Leave out the pictures and repeat the rest of the material exactly.
· · · · · · ·
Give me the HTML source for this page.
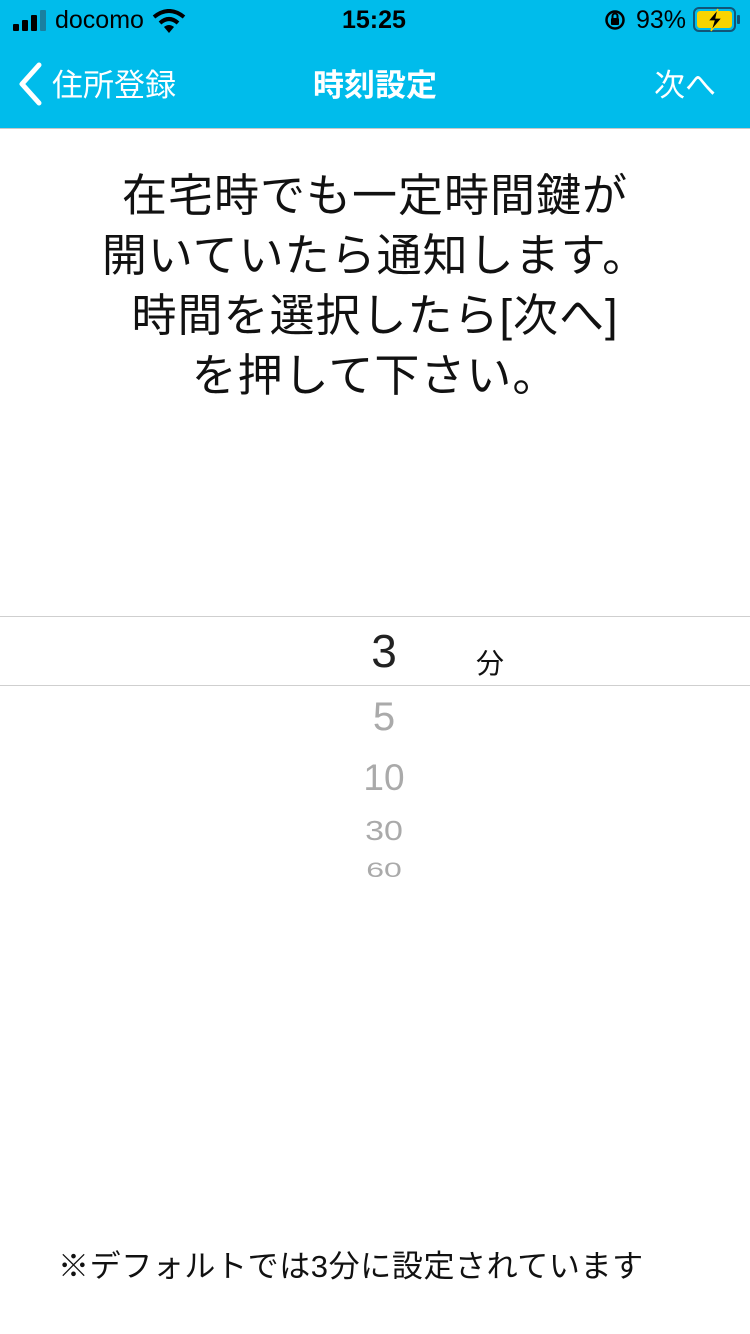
<!DOCTYPE html>
<html><head><meta charset="utf-8"><style>
*{margin:0;padding:0;box-sizing:border-box}
body{width:750px;height:1334px;background:#fff;font-family:"Liberation Sans","Noto Sans CJK JP",sans-serif;position:relative;overflow:hidden}
.nav{position:absolute;left:0;top:0;width:750px;height:129px;background:#00BCEB;border-bottom:1px solid #c8c8c8}
.a{position:absolute;white-space:nowrap}
.msg{position:absolute;left:0;width:750px;top:166px;text-align:center;font-size:45px;letter-spacing:1px;line-height:60px;color:#111}
.line{position:absolute;left:0;width:750px;height:1px;background:#cfcfcf}
.g{color:#aaa;position:absolute;left:334px;width:100px;text-align:center}
</style></head><body>
<div class="nav">
 <div class="a" style="left:13px;top:10px;">
  <svg width="34" height="22" viewBox="0 0 34 22"><rect x="0" y="14" width="6" height="7" rx="1"/><rect x="9" y="10" width="6" height="11" rx="1"/><rect x="18" y="5" width="6" height="16" rx="1"/><rect x="27" y="0" width="6" height="21" rx="1" fill="#1a7fa0"/></svg></div>
 <div class="a" style="left:55px;top:6px;font-size:25px;color:#000">docomo</div>
 <svg class="a" style="left:152px;top:9px" width="34" height="24" viewBox="0 0 34 24"><path d="M2 8 Q17 -4 32 8" stroke="#000" stroke-width="4" fill="none"/><path d="M8 14 Q17 6 26 14" stroke="#000" stroke-width="4" fill="none"/><path d="M12 18 L17 24 L22 18 Q17 14 12 18Z"/></svg>
 <div class="a" style="left:342px;top:6px;font-size:25px;font-weight:bold;color:#000">15:25</div>
 <svg class="a" style="left:604px;top:9px" width="22" height="22" viewBox="0 0 22 22"><circle cx="11" cy="11" r="8.5" stroke="#000" stroke-width="2.5" fill="none"/><rect x="7" y="9" width="8" height="7" rx="1"/><path d="M8.5 9 V7 a2.5 2.5 0 0 1 5 0 V9" stroke="#000" stroke-width="2" fill="none"/></svg>
 <div class="a" style="left:636px;top:6px;font-size:25px;color:#000">93%</div>
 <svg class="a" style="left:693px;top:7px" width="48" height="26" viewBox="0 0 48 26"><rect x="1" y="1" width="41" height="23" rx="5" stroke="#157" stroke-width="2" fill="none"/><rect x="4" y="4" width="35" height="17" rx="3" fill="#f8d400"/><rect x="44" y="8" width="3" height="9" rx="1" fill="#157"/><path d="M25 2 L15 14 H21 L18 24 L29 11 H23 Z" fill="#000" stroke="#f8d400" stroke-width="1.2"/></svg>
 <svg class="a" style="left:16px;top:62px" width="28" height="44" viewBox="0 0 28 44"><path d="M23 3 L6 22 L23 41" stroke="#fff" stroke-width="5" fill="none" stroke-linecap="round" stroke-linejoin="round"/></svg>
 <div class="a" style="left:52px;top:60px;font-size:31px;color:#fff">住所登録</div>
 <div class="a" style="left:0;width:750px;text-align:center;top:60px;font-size:31px;font-weight:bold;color:#fff">時刻設定</div>
 <div class="a" style="left:654px;top:60px;font-size:31px;color:#fff">次へ</div>
</div>
<div class="msg">在宅時でも一定時間鍵が<br>開いていたら通知します。<br>時間を選択したら[次へ]<br>を押して下さい。</div>
<div class="line" style="top:616px"></div>
<div class="line" style="top:685px"></div>
<div class="a" style="left:334px;width:100px;text-align:center;top:624px;font-size:46px;color:#222">3</div>
<div class="a" style="left:476px;top:642px;font-size:28px;color:#111">分</div>
<div class="g" style="top:695px;font-size:40px">5</div>
<div class="g" style="top:757px;font-size:37px">10</div>
<div class="g" style="top:812px;font-size:34px;transform:scaleY(0.82)">30</div>
<div style="position:absolute;left:334px;top:862px;width:100px;height:24px;overflow:hidden"><div class="g" style="left:0;top:-4px;font-size:32px;transform:scaleY(0.65);transform-origin:top">60</div></div>
<div class="a" style="left:58px;top:1241px;font-size:31px;letter-spacing:0.6px;color:#111">※デフォルトでは3分に設定されています</div>
</body></html>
· · · · · · ·
● **ANSWER TO THE TASK**
Give me the HTML source for this page.
<!DOCTYPE html>
<html><head><meta charset="utf-8"><style>
*{margin:0;padding:0;box-sizing:border-box}
body{width:750px;height:1334px;background:#fff;font-family:"Liberation Sans","Noto Sans CJK JP",sans-serif;position:relative;overflow:hidden}
.nav{position:absolute;left:0;top:0;width:750px;height:129px;background:#00BCEB;border-bottom:1px solid #c8c8c8}
.a{position:absolute;white-space:nowrap}
.msg{position:absolute;left:0;width:750px;top:166px;text-align:center;font-size:45px;letter-spacing:1px;line-height:60px;color:#111}
.line{position:absolute;left:0;width:750px;height:1px;background:#cfcfcf}
.g{color:#aaa;position:absolute;left:334px;width:100px;text-align:center}
</style></head><body>
<div class="nav">
 <div class="a" style="left:13px;top:10px;">
  <svg width="34" height="22" viewBox="0 0 34 22"><rect x="0" y="14" width="6" height="7" rx="1"/><rect x="9" y="10" width="6" height="11" rx="1"/><rect x="18" y="5" width="6" height="16" rx="1"/><rect x="27" y="0" width="6" height="21" rx="1" fill="#1a7fa0"/></svg></div>
 <div class="a" style="left:55px;top:6px;font-size:25px;color:#000">docomo</div>
 <svg class="a" style="left:152px;top:9px" width="34" height="24" viewBox="0 0 34 24"><path d="M2 8 Q17 -4 32 8" stroke="#000" stroke-width="4" fill="none"/><path d="M8 14 Q17 6 26 14" stroke="#000" stroke-width="4" fill="none"/><path d="M12 18 L17 24 L22 18 Q17 14 12 18Z"/></svg>
 <div class="a" style="left:342px;top:6px;font-size:25px;font-weight:bold;color:#000">15:25</div>
 <svg class="a" style="left:604px;top:9px" width="22" height="22" viewBox="0 0 22 22"><circle cx="11" cy="11" r="8.5" stroke="#000" stroke-width="2.5" fill="none"/><rect x="7" y="9" width="8" height="7" rx="1"/><path d="M8.5 9 V7 a2.5 2.5 0 0 1 5 0 V9" stroke="#000" stroke-width="2" fill="none"/></svg>
 <div class="a" style="left:636px;top:6px;font-size:25px;color:#000">93%</div>
 <svg class="a" style="left:693px;top:7px" width="48" height="26" viewBox="0 0 48 26"><rect x="1" y="1" width="41" height="23" rx="5" stroke="#157" stroke-width="2" fill="none"/><rect x="4" y="4" width="35" height="17" rx="3" fill="#f8d400"/><rect x="44" y="8" width="3" height="9" rx="1" fill="#157"/><path d="M25 2 L15 14 H21 L18 24 L29 11 H23 Z" fill="#000" stroke="#f8d400" stroke-width="1.2"/></svg>
 <svg class="a" style="left:16px;top:62px" width="28" height="44" viewBox="0 0 28 44"><path d="M23 3 L6 22 L23 41" stroke="#fff" stroke-width="5" fill="none" stroke-linecap="round" stroke-linejoin="round"/></svg>
 <div class="a" style="left:52px;top:60px;font-size:31px;color:#fff">住所登録</div>
 <div class="a" style="left:0;width:750px;text-align:center;top:60px;font-size:31px;font-weight:bold;color:#fff">時刻設定</div>
 <div class="a" style="left:654px;top:60px;font-size:31px;color:#fff">次へ</div>
</div>
<div class="msg">在宅時でも一定時間鍵が<br>開いていたら通知します。<br>時間を選択したら[次へ]<br>を押して下さい。</div>
<div class="line" style="top:616px"></div>
<div class="line" style="top:685px"></div>
<div class="a" style="left:334px;width:100px;text-align:center;top:624px;font-size:46px;color:#222">3</div>
<div class="a" style="left:476px;top:642px;font-size:28px;color:#111">分</div>
<div class="g" style="top:695px;font-size:40px">5</div>
<div class="g" style="top:757px;font-size:37px">10</div>
<div class="g" style="top:812px;font-size:34px;transform:scaleY(0.82)">30</div>
<div style="position:absolute;left:334px;top:862px;width:100px;height:24px;overflow:hidden"><div class="g" style="left:0;top:-4px;font-size:32px;transform:scaleY(0.65);transform-origin:top">60</div></div>
<div class="a" style="left:58px;top:1241px;font-size:31px;letter-spacing:0.6px;color:#111">※デフォルトでは3分に設定されています</div>
</body></html>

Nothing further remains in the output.